Lives aren’t the only thing these bans cost, however. Access to abortion, like access to birth control (another recent target of Republicans that is beyond the scope of this article), is an economic necessity. According to a review from the University of Richmond, “In states where abortion access is most restricted, women and children experience poverty at the highest rates in the nation.” Abortion helps women stay above the poverty line, as well as helping them obtain and retain work. By targeting abortion, Republicans are also trying to target women’s financial freedom.

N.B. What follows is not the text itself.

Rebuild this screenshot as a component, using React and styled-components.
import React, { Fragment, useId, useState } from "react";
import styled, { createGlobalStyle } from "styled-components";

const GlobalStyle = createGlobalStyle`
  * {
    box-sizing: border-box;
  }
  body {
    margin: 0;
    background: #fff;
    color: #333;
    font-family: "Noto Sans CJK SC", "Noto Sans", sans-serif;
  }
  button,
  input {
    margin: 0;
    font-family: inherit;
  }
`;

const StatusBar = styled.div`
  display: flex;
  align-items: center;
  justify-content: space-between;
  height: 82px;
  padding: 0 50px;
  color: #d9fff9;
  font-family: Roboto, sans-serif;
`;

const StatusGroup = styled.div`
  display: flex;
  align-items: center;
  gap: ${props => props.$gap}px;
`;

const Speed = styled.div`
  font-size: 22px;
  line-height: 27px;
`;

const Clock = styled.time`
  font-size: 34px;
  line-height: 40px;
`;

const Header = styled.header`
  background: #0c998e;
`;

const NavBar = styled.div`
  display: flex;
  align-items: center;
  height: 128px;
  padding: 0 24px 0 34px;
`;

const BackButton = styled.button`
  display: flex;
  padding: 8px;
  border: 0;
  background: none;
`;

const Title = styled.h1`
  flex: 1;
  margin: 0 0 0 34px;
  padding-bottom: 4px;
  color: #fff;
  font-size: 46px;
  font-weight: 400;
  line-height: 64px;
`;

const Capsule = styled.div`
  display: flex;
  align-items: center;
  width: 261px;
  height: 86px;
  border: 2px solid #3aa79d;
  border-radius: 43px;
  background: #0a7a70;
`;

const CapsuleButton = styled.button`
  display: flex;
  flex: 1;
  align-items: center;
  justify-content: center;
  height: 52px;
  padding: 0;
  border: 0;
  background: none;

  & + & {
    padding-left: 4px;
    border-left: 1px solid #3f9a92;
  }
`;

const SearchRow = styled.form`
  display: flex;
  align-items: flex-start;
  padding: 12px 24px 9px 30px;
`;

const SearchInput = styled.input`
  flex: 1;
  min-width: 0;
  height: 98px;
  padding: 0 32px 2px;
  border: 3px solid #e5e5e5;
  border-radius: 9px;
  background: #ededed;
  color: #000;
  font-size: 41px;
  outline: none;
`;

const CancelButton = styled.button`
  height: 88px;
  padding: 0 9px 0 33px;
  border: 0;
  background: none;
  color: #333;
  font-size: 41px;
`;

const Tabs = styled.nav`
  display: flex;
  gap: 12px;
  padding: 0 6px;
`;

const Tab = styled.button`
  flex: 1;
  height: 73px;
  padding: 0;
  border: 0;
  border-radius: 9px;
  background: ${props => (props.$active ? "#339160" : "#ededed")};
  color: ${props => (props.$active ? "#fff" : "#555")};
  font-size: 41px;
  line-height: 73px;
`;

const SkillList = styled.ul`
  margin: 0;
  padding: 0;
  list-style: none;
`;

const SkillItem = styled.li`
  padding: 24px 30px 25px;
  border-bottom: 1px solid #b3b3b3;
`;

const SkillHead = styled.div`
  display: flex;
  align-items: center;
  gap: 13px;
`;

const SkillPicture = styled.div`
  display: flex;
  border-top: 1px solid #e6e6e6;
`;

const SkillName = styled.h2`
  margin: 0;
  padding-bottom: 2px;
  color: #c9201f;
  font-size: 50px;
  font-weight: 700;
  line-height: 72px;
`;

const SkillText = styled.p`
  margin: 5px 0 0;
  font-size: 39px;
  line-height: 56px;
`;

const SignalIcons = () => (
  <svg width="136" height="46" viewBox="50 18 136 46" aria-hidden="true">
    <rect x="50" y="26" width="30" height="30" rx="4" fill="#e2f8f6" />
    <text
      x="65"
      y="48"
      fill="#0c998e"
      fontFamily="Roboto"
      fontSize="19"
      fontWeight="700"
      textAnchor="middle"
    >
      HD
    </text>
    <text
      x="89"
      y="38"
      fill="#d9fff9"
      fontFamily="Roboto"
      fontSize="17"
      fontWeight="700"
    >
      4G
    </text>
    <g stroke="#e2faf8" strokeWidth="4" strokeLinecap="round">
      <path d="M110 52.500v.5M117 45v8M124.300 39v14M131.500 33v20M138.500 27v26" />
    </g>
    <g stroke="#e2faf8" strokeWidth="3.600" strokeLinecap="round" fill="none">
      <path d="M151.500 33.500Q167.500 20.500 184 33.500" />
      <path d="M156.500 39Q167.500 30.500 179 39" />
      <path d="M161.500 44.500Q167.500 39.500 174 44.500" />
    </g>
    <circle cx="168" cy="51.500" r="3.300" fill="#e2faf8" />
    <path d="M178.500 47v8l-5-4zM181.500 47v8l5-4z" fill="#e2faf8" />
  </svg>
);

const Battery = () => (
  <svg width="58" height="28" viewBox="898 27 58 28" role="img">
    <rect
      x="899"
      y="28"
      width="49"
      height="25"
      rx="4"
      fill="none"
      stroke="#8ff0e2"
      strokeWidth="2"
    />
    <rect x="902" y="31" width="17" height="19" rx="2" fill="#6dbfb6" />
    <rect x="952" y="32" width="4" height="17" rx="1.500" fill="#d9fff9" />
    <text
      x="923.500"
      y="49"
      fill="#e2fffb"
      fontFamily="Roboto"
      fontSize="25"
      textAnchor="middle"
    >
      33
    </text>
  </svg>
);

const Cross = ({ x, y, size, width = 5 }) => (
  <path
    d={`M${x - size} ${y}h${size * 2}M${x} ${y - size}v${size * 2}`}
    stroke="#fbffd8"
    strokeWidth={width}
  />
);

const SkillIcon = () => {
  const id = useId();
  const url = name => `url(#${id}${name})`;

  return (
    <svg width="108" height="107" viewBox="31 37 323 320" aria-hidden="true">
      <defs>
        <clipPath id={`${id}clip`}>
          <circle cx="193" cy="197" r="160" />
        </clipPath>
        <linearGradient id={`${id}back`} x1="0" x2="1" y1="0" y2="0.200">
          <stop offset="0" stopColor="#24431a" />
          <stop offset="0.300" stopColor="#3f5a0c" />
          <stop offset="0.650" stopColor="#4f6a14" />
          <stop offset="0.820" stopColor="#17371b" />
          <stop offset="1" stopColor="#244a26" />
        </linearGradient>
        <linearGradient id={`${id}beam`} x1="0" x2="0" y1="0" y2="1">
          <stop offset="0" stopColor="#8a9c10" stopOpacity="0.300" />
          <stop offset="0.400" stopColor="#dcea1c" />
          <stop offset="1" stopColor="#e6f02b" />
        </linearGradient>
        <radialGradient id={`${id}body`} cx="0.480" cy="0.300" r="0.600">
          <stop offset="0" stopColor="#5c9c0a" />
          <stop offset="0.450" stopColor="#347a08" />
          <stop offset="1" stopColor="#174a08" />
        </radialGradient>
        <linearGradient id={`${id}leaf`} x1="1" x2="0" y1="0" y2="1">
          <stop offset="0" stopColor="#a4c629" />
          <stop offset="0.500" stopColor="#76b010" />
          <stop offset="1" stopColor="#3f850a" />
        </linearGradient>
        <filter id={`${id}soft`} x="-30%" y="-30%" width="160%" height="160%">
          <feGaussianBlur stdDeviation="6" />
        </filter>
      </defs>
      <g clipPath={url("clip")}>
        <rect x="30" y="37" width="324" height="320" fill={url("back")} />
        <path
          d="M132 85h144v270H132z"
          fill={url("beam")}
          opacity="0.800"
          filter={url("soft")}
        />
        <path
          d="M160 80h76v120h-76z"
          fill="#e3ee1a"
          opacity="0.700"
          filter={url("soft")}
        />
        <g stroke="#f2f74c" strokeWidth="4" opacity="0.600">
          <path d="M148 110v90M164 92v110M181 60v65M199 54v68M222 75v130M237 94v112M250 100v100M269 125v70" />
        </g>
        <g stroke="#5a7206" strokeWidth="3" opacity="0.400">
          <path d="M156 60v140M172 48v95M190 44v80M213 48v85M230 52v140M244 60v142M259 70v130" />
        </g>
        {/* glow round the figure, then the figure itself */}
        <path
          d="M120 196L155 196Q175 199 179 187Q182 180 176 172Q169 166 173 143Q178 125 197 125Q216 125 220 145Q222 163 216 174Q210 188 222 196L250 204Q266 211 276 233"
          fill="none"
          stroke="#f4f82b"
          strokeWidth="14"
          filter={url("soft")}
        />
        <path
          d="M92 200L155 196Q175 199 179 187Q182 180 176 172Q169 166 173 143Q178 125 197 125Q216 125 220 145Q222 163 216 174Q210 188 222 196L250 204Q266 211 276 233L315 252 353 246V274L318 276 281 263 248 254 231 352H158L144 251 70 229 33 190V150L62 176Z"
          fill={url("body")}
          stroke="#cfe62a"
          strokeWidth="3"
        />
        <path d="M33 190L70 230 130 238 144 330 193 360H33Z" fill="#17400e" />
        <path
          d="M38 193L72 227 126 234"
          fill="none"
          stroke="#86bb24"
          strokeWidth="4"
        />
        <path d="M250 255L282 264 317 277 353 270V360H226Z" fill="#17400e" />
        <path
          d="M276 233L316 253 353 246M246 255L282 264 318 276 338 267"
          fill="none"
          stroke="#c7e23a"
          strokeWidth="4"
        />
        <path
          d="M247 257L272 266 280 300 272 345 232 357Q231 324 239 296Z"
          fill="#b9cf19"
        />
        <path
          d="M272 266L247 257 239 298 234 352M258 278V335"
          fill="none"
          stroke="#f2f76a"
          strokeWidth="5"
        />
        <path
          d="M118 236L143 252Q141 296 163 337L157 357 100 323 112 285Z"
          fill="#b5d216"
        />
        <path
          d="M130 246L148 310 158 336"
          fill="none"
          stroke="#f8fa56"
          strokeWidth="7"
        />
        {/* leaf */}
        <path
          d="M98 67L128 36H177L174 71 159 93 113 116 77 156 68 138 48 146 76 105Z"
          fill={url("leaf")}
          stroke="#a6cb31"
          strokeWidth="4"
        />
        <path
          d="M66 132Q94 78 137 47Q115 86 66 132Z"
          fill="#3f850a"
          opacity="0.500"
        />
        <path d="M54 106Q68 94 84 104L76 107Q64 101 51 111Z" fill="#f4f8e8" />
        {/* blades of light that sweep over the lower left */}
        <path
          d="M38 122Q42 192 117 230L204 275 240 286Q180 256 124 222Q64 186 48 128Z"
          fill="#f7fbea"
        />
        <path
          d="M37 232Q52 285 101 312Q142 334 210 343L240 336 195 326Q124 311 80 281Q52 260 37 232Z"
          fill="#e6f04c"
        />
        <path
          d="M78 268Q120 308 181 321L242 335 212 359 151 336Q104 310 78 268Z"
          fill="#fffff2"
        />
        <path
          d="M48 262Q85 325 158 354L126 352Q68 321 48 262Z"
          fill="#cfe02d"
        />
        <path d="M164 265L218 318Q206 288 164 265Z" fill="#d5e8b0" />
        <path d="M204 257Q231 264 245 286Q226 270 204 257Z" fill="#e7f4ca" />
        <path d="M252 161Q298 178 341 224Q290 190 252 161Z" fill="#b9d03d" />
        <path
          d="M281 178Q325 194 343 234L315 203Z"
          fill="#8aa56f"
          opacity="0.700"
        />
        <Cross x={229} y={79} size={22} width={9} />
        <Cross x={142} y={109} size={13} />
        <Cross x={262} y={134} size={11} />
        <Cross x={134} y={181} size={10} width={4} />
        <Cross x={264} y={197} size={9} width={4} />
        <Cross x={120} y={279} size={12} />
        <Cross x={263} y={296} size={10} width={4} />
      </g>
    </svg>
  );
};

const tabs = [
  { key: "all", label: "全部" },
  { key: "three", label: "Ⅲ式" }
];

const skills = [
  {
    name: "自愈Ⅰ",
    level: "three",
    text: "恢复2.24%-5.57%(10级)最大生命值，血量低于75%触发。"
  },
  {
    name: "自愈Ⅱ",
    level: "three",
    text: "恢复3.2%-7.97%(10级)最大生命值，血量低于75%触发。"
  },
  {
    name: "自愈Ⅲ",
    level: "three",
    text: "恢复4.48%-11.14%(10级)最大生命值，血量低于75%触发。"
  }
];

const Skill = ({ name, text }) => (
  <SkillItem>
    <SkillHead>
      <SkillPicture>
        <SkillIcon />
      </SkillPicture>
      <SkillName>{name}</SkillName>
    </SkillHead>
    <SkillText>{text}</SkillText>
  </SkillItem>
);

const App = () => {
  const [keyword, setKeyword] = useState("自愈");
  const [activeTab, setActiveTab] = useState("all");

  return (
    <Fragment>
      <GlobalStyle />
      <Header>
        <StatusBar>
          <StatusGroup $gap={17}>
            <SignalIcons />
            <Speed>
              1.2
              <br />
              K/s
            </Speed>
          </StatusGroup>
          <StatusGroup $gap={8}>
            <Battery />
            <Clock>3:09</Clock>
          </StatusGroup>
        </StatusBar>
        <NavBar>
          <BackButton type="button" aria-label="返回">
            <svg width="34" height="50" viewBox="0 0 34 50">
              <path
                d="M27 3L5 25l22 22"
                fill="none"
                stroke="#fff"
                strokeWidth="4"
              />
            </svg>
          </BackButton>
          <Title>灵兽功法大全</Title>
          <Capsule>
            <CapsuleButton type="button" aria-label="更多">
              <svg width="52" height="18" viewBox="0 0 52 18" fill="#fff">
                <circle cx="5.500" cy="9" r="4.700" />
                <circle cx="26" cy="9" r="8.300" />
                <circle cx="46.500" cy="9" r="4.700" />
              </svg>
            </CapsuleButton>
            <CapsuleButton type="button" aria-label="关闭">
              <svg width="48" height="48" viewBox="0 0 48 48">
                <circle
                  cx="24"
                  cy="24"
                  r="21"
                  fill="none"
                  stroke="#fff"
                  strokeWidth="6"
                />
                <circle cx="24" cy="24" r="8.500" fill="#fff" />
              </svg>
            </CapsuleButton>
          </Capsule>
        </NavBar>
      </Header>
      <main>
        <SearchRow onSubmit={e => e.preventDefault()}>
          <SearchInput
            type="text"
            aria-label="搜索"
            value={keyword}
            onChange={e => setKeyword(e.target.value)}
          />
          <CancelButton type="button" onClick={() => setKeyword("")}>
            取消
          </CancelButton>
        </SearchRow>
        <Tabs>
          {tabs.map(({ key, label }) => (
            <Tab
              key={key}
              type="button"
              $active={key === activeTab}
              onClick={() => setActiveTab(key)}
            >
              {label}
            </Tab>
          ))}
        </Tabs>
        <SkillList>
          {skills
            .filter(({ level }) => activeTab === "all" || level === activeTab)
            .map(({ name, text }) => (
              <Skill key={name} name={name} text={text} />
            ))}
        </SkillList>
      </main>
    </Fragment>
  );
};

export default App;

Another major target in information. Like with mifepristone, Republicans are seeking to spread as much misinformation about abortion as possible, while making real information inaccessible. This can be seen in the growing legislative support for Crisis Pregnancy Centers (CPCs), which often lack any sort of medical license and exist almost exclusively to spread misinformation to people in desperate situations (for more information on CPCs and why they’re harmful, check out this brief from the Planned Parenthood League of Massachusetts), and in the targeting of young people.
Numerous states such as North Dakota, Idaho, Tennessee, and Kansas have passed legislation mandating that public schools show students ‘Baby Olivia’, an anti-abortion video which has been criticized as being misleading at best by numerous medical professionals. Additionally, bills like the Kids Online Safety Act (KOSA), if passed, could—and, as experts warn, would—be used to censor online information about abortion for both minors and adults. By age-gating important information on reproductive healthcare, lawmakers aim to prevent minors from accessing this knowledge, while also making it near impossible to access anonymously, as many adults may want or need to do.
Bottom line, things were—and are—pretty grim for reproductive rights.
But it’s important to keep in mind that despite what Republicans—and, bafflingly, some Democrats—might claim, abortion isn’t actually a controversial issue. A recent survey found that 81% of Americans believe that abortion shouldn’t be managed by the government, with similar polls throughout the years yielding similar results. This breakdown from Abortion, Every Day shows that even the majority of Republican voters don’t support abortion bans.
So, as we step into the new year, remember that. Remember all of this. Stay informed, question everything, vote if you can, and never give up hope.